Though Glazer’s politics waffled from left to right in his lifetime, his position on race seemed to stagnate. In 2010 he wrote: “I believe the view is spreading that the improvement of the black condition must depend in greater degree on the work of blacks themselves,” before moving on to praise the self-help advice of Bill Cosby. In a more recent interview, he noted that Donald Trump has made conservatism more interesting.
Glazer was certainly no fraud or an outright racist. But the enduring myth of value-free social science obfuscates, rather than illuminates, the most interesting aspects of his work.
Glazer was agnostic about social policies that were designed to lift blacks out of poverty. That agnosticism has severe, negative social repercussions — his supposedly value-free evaluations helped make life worse for large numbers of people.
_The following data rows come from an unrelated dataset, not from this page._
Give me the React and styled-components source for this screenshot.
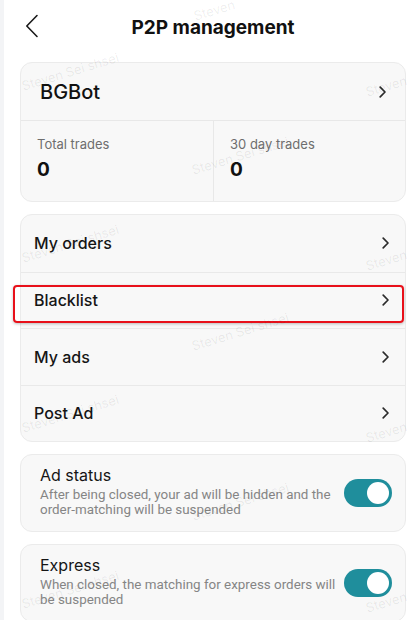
import React, { useState } from 'react';
import styled, { createGlobalStyle } from 'styled-components';

const GlobalStyle = createGlobalStyle`
  * { box-sizing: border-box; }
  body {
    margin: 0;
    background: #ffffff;
    font-family: Inter, "Noto Sans", "Liberation Sans", sans-serif;
    color: #151515;
  }
`;

const Chevron = ({ size = 12 }) => (
  <svg width={size * 0.6} height={size} viewBox="0 0 6 10" fill="none">
    <path d="M1 1l4 4-4 4" stroke="#2b2b2b" strokeWidth="1.4" strokeLinecap="round" strokeLinejoin="round" />
  </svg>
);

const BackIcon = () => (
  <svg width="14" height="24" viewBox="0 0 14 24" fill="none">
    <path d="M12 1.5L1.8 12 12 22.5" stroke="#1a1a1a" strokeWidth="1.6" strokeLinecap="round" strokeLinejoin="round" />
  </svg>
);

// watermark spots: [left, top, text]
const marks = [
  [18, 78, 'Steven Sei shsei'], [362, 84, 'Steven'], [190, 8, 'Steven'],
  [188, 162, 'Steven Sei shsei'], [18, 250, 'Steven Sei shsei'], [362, 258, 'Steven'],
  [188, 338, 'Steven Sei shsei'], [18, 420, 'Steven Sei shsei'], [362, 430, 'Steven'],
  [188, 508, 'Steven Sei shsei'], [18, 596, 'Steven Sei shsei'], [362, 600, 'Steven'],
];

const App = () => {
  const [adOn, setAdOn] = useState(true);
  const [expressOn, setExpressOn] = useState(true);

  return (
    <>
      <GlobalStyle />
      <Page>
        <Header>
          <BackButton><BackIcon /></BackButton>
          <Title>P2P management</Title>
        </Header>

        <Card>
          <ProfileRow>
            <ProfileName>BGBot</ProfileName>
            <Chevron />
          </ProfileRow>
          <Stats>
            <Stat>
              <StatLabel>Total trades</StatLabel>
              <StatValue>0</StatValue>
            </Stat>
            <Stat divider>
              <StatLabel>30 day trades</StatLabel>
              <StatValue>0</StatValue>
            </Stat>
          </Stats>
        </Card>

        <Card>
          <MenuRow>
            <MenuLabel>My orders</MenuLabel>
            <Chevron />
          </MenuRow>
          <MenuRow highlighted>
            <MenuLabel>Blacklist</MenuLabel>
            <Chevron />
          </MenuRow>
          <MenuRow>
            <MenuLabel>My ads</MenuLabel>
            <Chevron />
          </MenuRow>
          <MenuRow>
            <MenuLabel>Post Ad</MenuLabel>
            <Chevron />
          </MenuRow>
        </Card>

        <Card>
          <SettingRow>
            <SettingText>
              <SettingTitle>Ad status</SettingTitle>
              <SettingDesc>After being closed, your ad will be hidden and the order-matching will be suspended</SettingDesc>
            </SettingText>
            <Toggle on={adOn} onClick={() => setAdOn(!adOn)}><Knob /></Toggle>
          </SettingRow>
        </Card>

        <Card>
          <SettingRow>
            <SettingText>
              <SettingTitle>Express</SettingTitle>
              <SettingDesc>When closed, the matching for express orders will be suspended</SettingDesc>
            </SettingText>
            <Toggle on={expressOn} onClick={() => setExpressOn(!expressOn)}><Knob /></Toggle>
          </SettingRow>
        </Card>

        <Watermarks>
          {marks.map(([x, y, text], i) => (
            <Mark key={i} style={{ left: x, top: y }}>{text}</Mark>
          ))}
        </Watermarks>
      </Page>
    </>
  );
};

export default App;

const Page = styled.div`
  position: relative;
  width: 417px;
  min-height: 620px;
  overflow: hidden;
  padding: 0 11px 12px 16px;
  display: flex;
  flex-direction: column;
  gap: 12px;
  border-left: 4px solid #f3f4f6;
`;

const Header = styled.div`
  position: relative;
  height: 50px;
  display: flex;
  align-items: center;
  justify-content: center;
`;

const BackButton = styled.div`
  position: absolute;
  left: 5px;
  top: 14px;
  display: flex;
`;

const Title = styled.h1`
  margin: 0;
  padding-top: 4px;
  font-size: 19px;
  font-weight: 700;
  color: #111;
`;

const Card = styled.div`
  background: #f8f8f8;
  border: 1px solid #ebebeb;
  border-radius: 12px;
  display: flex;
  flex-direction: column;
`;

const ProfileRow = styled.div`
  height: 58px;
  padding: 0 19px;
  display: flex;
  align-items: center;
  justify-content: space-between;
  border-bottom: 1px solid #e8e8e8;
`;

const ProfileName = styled.span`
  font-size: 20px;
  font-weight: 500;
  color: #111;
`;

const Stats = styled.div`
  display: grid;
  grid-template-columns: 1fr 1fr;
  height: 80px;
`;

const Stat = styled.div`
  padding: 15px 16px 0;
  display: flex;
  flex-direction: column;
  gap: 6px;
  border-left: ${p => (p.divider ? '1px solid #e8e8e8' : 'none')};
`;

const StatLabel = styled.span`
  font-size: 13px;
  color: #6e6e6e;
`;

const StatValue = styled.span`
  font-size: 19px;
  font-weight: 700;
  color: #111;
`;

const MenuRow = styled.div`
  position: relative;
  height: 56.5px;
  padding: 0 16px 0 13px;
  display: flex;
  align-items: center;
  justify-content: space-between;
  border-top: 1px solid #e9e9e9;

  &:first-child { border-top: none; }

  ${p => p.highlighted && `
    &::after {
      content: '';
      position: absolute;
      left: -8px;
      right: 1px;
      top: 12px;
      bottom: 5px;
      border: 2px solid #e8101a;
      border-radius: 4px;
      box-shadow: 0 1px 3px rgba(0,0,0,0.25);
      pointer-events: none;
    }
  `}
`;

const MenuLabel = styled.span`
  font-size: 16px;
  font-weight: 500;
  color: #151515;
`;

const SettingRow = styled.div`
  height: 76px;
  padding: 0 13px 5px 19px;
  display: flex;
  align-items: center;
  justify-content: space-between;
  gap: 8px;
`;

const SettingText = styled.div`
  display: flex;
  flex-direction: column;
  gap: 2px;
  width: 300px;
`;

const SettingTitle = styled.span`
  font-size: 16px;
  color: #151515;
`;

const SettingDesc = styled.span`
  font-family: Roboto, "Liberation Sans", sans-serif;
  font-size: 13.4px;
  line-height: 15px;
  color: #858585;
`;

const Toggle = styled.button`
  flex: none;
  width: 48px;
  height: 28px;
  margin-top: 5px;
  border: none;
  border-radius: 14px;
  padding: 3px;
  background: ${p => (p.on ? '#1f8e9c' : '#cfcfcf')};
  display: flex;
  justify-content: ${p => (p.on ? 'flex-end' : 'flex-start')};
  cursor: pointer;
`;

const Knob = styled.span`
  width: 22px;
  height: 22px;
  border-radius: 50%;
  background: #ffffff;
`;

const Watermarks = styled.div`
  position: absolute;
  inset: 0;
  pointer-events: none;
`;

const Mark = styled.span`
  position: absolute;
  font-size: 13px;
  color: rgba(0, 0, 0, 0.07);
  white-space: nowrap;
  transform: rotate(-17deg);
  transform-origin: left center;
`;
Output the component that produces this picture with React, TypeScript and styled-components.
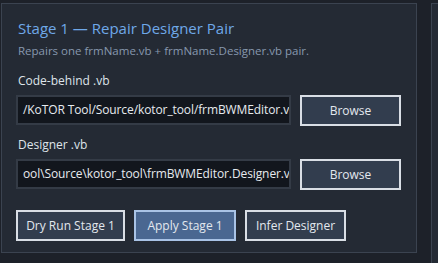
import styled, { createGlobalStyle } from 'styled-components';

const GlobalStyle = createGlobalStyle`
  html, body {
    margin: 0;
    padding: 0;
    background: #1d2129;
    font-family: 'Open Sans', 'Noto Sans', sans-serif;
  }
`;

const Page = styled.div`
  display: flex;
  gap: 14px;
  padding: 3px 0 0 1px;
  height: 260px;
  overflow: hidden;
`;

const Panel = styled.section`
  box-sizing: border-box;
  width: 416px;
  height: 250px;
  flex-shrink: 0;
  background: #242a34;
  border: 1px solid #3b4350;
  padding: 13px 14px 0 14px;
  display: flex;
  flex-direction: column;
`;

const SidePanel = styled.section`
  width: 40px;
  height: 300px;
  flex-shrink: 0;
  background: #242a34;
  border: 1px solid #3b4350;
`;

const Title = styled.h2`
  margin: 0 0 0 2px;
  font-size: 15px;
  font-weight: 400;
  color: #6fa8e8;
  line-height: 22px;
`;

const Subtitle = styled.p`
  margin: 4px 0 0 2px;
  font-size: 11.5px;
  color: #8798ae;
  line-height: 16px;
`;

const Label = styled.div<{ $top: number }>`
  margin: ${(p) => p.$top}px 0 0 2px;
  font-size: 12px;
  color: #dfe4ea;
  line-height: 16px;
`;

const Row = styled.div<{ $top: number }>`
  display: flex;
  gap: 9px;
  margin-top: ${(p) => p.$top}px;
`;

const PathBox = styled.div`
  box-sizing: border-box;
  width: 275px;
  height: 30px;
  background: #12161d;
  border: 2px solid #343b46;
  padding: 0 5px;
  color: #e6eaef;
  font-size: 12px;
  letter-spacing: -0.1px;
  line-height: 26px;
  white-space: nowrap;
  overflow: hidden;
`;

const Button = styled.button<{ $primary?: boolean; $w: number }>`
  box-sizing: border-box;
  width: ${(p) => p.$w}px;
  height: 31px;
  background: ${(p) => (p.$primary ? '#4a6791' : '#323d4e')};
  border: 2px solid ${(p) => (p.$primary ? '#a9c3e6' : '#d9dee5')};
  color: #e3e8ee;
  font-family: inherit;
  font-size: 12px;
  padding: 0;
  cursor: pointer;
`;

export default function App() {
  return (
    <>
      <GlobalStyle />
      <Page>
        <Panel>
          <Title>Stage 1 — Repair Designer Pair</Title>
          <Subtitle>Repairs one frmName.vb + frmName.Designer.vb pair.</Subtitle>
          <Label $top={14}>Code-behind .vb</Label>
          <Row $top={6}>
            <PathBox>/KoTOR Tool/Source/kotor_tool/frmBWMEditor.v</PathBox>
            <Button $w={101}>Browse</Button>
          </Row>
          <Label $top={11}>Designer .vb</Label>
          <Row $top={6}>
            <PathBox>ool\Source\kotor_tool\frmBWMEditor.Designer.v</PathBox>
            <Button $w={101}>Browse</Button>
          </Row>
          <Row $top={20}>
            <Button $w={109}>Dry Run Stage 1</Button>
            <Button $w={102} $primary>Apply Stage 1</Button>
            <Button $w={101}>Infer Designer</Button>
          </Row>
        </Panel>
        <SidePanel />
      </Page>
    </>
  );
}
So why praise the alleged neutrality of Glazer’s work? Because conservatives and their centrist allies understand that explaining our world is the first step to changing it. And they benefit from maintaining the status quo.
No one understood this better than Erik Olin Wright, the University of Wisconsin sociologist who died a few days after Glazer at age seventy-one of acute myeloid leukemia. Wright was perhaps the most brilliant Marxist sociologist of his time, who did more than anyone else in the discipline to reimagine its core concepts, social class, and revolution. Wright might as well have had Marx’s gravestone epitaph — his famous eleventh thesis on Feuerbach that “The philosophers have only interpreted the world in various ways; the point, however, is to change it” — tattooed across his chest.
Yet Wright understood there was a cautionary tale embedded in the famous axiom. Careful not be seduced by the world we want as opposed to the world we have, Wright identified as an “Analytical Marxist,” preferring a method with falsifiable claims, causal mechanisms, and quantitative precision. Even when writing about utopian schemes, Wright scoured the globe to identify “real utopias,” grounded and delimited by the world all around us, subject to investigation and critique.
I first met Wright in Japan at a 2014 sociology conference. I recognized him reading alone in the conference hotel lobby and introduced myself. He immediately invited me to sit down and help him answer the question he’d been pondering: “Who are the revolutionaries?”
Wright was referring to the extended debate among scholars on the Left: What social group would fulfill the historic role of overthrowing capitalism and ushering in socialism?
Far from mere speculation, the question requires careful, cogent analysis of the balance of forces in any given region or society, to understand which groups are best situated and most likely to be successful. I didn’t know it then (nor did he), but he was in the midst of early research for his final book, How to be an Anti-Capitalist in the 21st Century (forthcoming from Verso).
Social science has changed since Glazer was a major figure. In 2004, then incoming president of the American Sociological Association, Michael Burawoy, a close friend of Wright’s, gave an impassioned address that signaled a new direction toward “public sociology,” in which scholars engage audiences outside the academy. It gave legitimacy to the overt political dimension of scholarly work and inspired a new generation of young scholar activists on the Left to advance the approach. The 2019 conference theme is Engaging Social Justice for a Better World, which Toby claims (probably correctly) Glazer would disdainfully reject.
But left scholars and activists have too easily rejected the scientific study of society, often crudely equating it with some form of class-first determinism. We cynically repudiate political “science” on the basis of its claims to empiricism rather than its drift toward conservatism, which is far more dangerous.
This is understandable, given that conservative scholars have so often claimed the mantle of objectivity, while the Left has tended to see its role as offering a political compass to a brighter future. Yet given the social context in which Glazer crafted some of his most significant works, it is hard to understand them outside of an ideological turn against the tactics and behavior of the New Left and an insurgent black freedom movement. That he’s been fondly remembered for his “objectivity” seems to discount the obvious political axe he ground his entire intellectual life.
Yet for all their power, axes are blunt instruments. Marx himself advocated an analytical approach, and Wright is one of its closest disciples. In an interview with Mark Kirby, Wright mounts a defense of scientific Marxism: “There is a role for hard-nosed, number crunching, positivist visions of hypothesis testing.”
Wright recognized the tension between scientific analysis and a vision of social change. They aren’t the same. But part of his cheery disposition in life probably came from the fact that, after a lifetime of careful study, he thought the facts were on the side of the Left.
Socialists today should reject the kind of neutrality that conservatives praise Glazer for. But we shouldn’t confuse that neutrality with empirical rigor. Wright was confident enough in his political commitments to put them under the microscope. We should be, too.